There is little question but that Dunn and Roberts are at odds. In adopting the Restatement’s rule that purchase money lenders have priority irrespective of “first to file” and notice considerations, Dunn is in opposition to the longstanding race-notice rule that has guided Kentucky’s lenders and mortgage holders for decades. As an intermediate appellate court, this Court is bound by published decisions of the Kentucky Supreme Court. Rules of the Supreme Court of Kentucky (SCR) 1.030(8)(a); Smith v. Vilvarajah, 57 S.W.3d 839, 841 (Ky. App. 2000). Though Roberts addressed equitable subrogation, which is not implicated herein, it expressly reaffirmed that “Kentucky is a race-notice jurisdiction” and that “a prior interest in real property takes priority over a subsequent interest that was taken with notice, actual or constructive, of the prior interest.” Roberts, 366 S.W.3d at 407-08. As Roberts was 1) rendered six years after Dunn, and 2) is binding on Kentucky’s intermediate appellate Courts by virtue of having been rendered by the Kentucky Supreme Court, SCR 1.030(8)(a), supra, we conclude that Roberts overrules Dunn by implication.

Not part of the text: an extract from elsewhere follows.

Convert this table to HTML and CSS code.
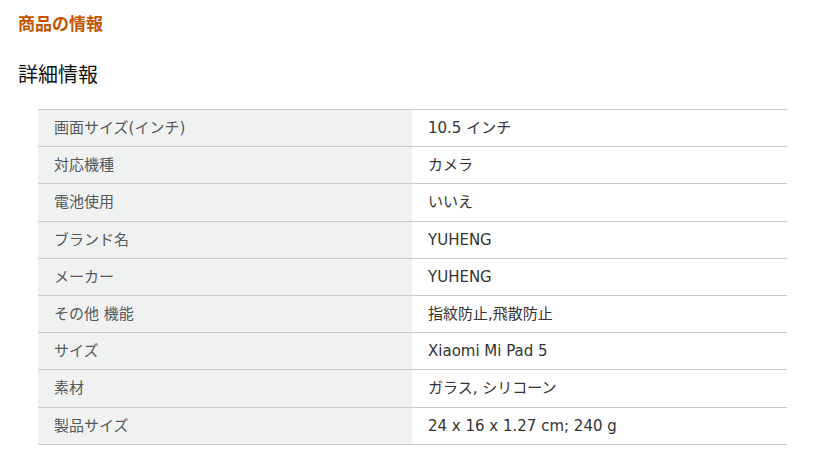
FILE: index.html
```html
<!DOCTYPE html>
<html lang="ja">
<head>
<meta charset="utf-8">
<link rel="stylesheet" href="styles.css">
</head>
<body>
<div class="page">
  <h2 class="section-title">商品の情報</h2>
  <h3 class="sub-title">詳細情報</h3>
  <table class="spec">
    <tr><th>画面サイズ(インチ)</th><td>10.5 インチ</td></tr>
    <tr><th>対応機種</th><td>カメラ</td></tr>
    <tr><th>電池使用</th><td>いいえ</td></tr>
    <tr><th>ブランド名</th><td>YUHENG</td></tr>
    <tr><th>メーカー</th><td>YUHENG</td></tr>
    <tr><th>その他 機能</th><td>指紋防止,飛散防止</td></tr>
    <tr><th>サイズ</th><td>Xiaomi Mi Pad 5</td></tr>
    <tr><th>素材</th><td>ガラス, シリコーン</td></tr>
    <tr><th>製品サイズ</th><td>24 x 16 x 1.27 cm; 240 g</td></tr>
  </table>
</div>
</body>
</html>
```
FILE: styles.css
```css
html, body {
  margin: 0;
  padding: 0;
  background: #ffffff;
}
body {
  font-family: "DejaVu Sans", "Noto Sans CJK JP", sans-serif;
  color: #0f1111;
}
.page {
  padding: 13px 0 0 18px;
}
.section-title {
  margin: 0;
  font-size: 17px;
  line-height: 22px;
  font-weight: bold;
  color: #c45500;
}
.sub-title {
  margin: 27px 0 0 0;
  font-size: 20px;
  line-height: 26px;
  font-weight: normal;
  color: #0f1111;
}
.spec {
  margin: 21px 0 0 20px;
  width: 749px;
  border-collapse: collapse;
  table-layout: fixed;
  font-size: 15px;
}
.spec th,
.spec td {
  height: 36.2px;
  padding: 0 16px;
  border-top: 1px solid #c8cccc;
  border-bottom: 1px solid #c8cccc;
  text-align: left;
  vertical-align: middle;
  font-weight: normal;
  line-height: 20px;
}
.spec th {
  width: 342px;
  background: #f0f2f2;
  color: #565959;
}
.spec td {
  color: #333333;
}
```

The holding in Dunn is not a limited exception to the general race-notice rule, but rather is supplanted by the most recent expression of Kentucky’s mortgage lending law as set out in Roberts.
Because the matter is before us on an appeal from a final judgment, and as the facts are not in controversy, our role is to review the application of the law to the facts and consider these issues de novo. Carroll v. Meredith, 59 S.W.3d 484, 489 (Ky. App. 2001). When examining these issues de novo, we conclude that Roberts effectively overrules Dunn by implication. Accordingly, the race-notice provisions reaffirmed by Roberts must be applied to the facts before us.
CONCLUSION
For the foregoing reasons, we REVERSE and REMAND the Jefferson Circuit Court’s In Rem Judgment and Order of Sale.
ALL CONCUR.
. For reasons not revealed in the record, Hays’ Judgment Lien was not satisfied at the time of Bright’s purchase of the Lloyd parcel.
. The Judgment was executed when the property was sold to Federal National Mortgage Association. Hays did not post a supercedeas bond to stay the sale.
. In this Amended Order, the Jefferson Circuit Court repeatedly refers to Nationstar as "Northstar”.
. Kentucky Revised Statute.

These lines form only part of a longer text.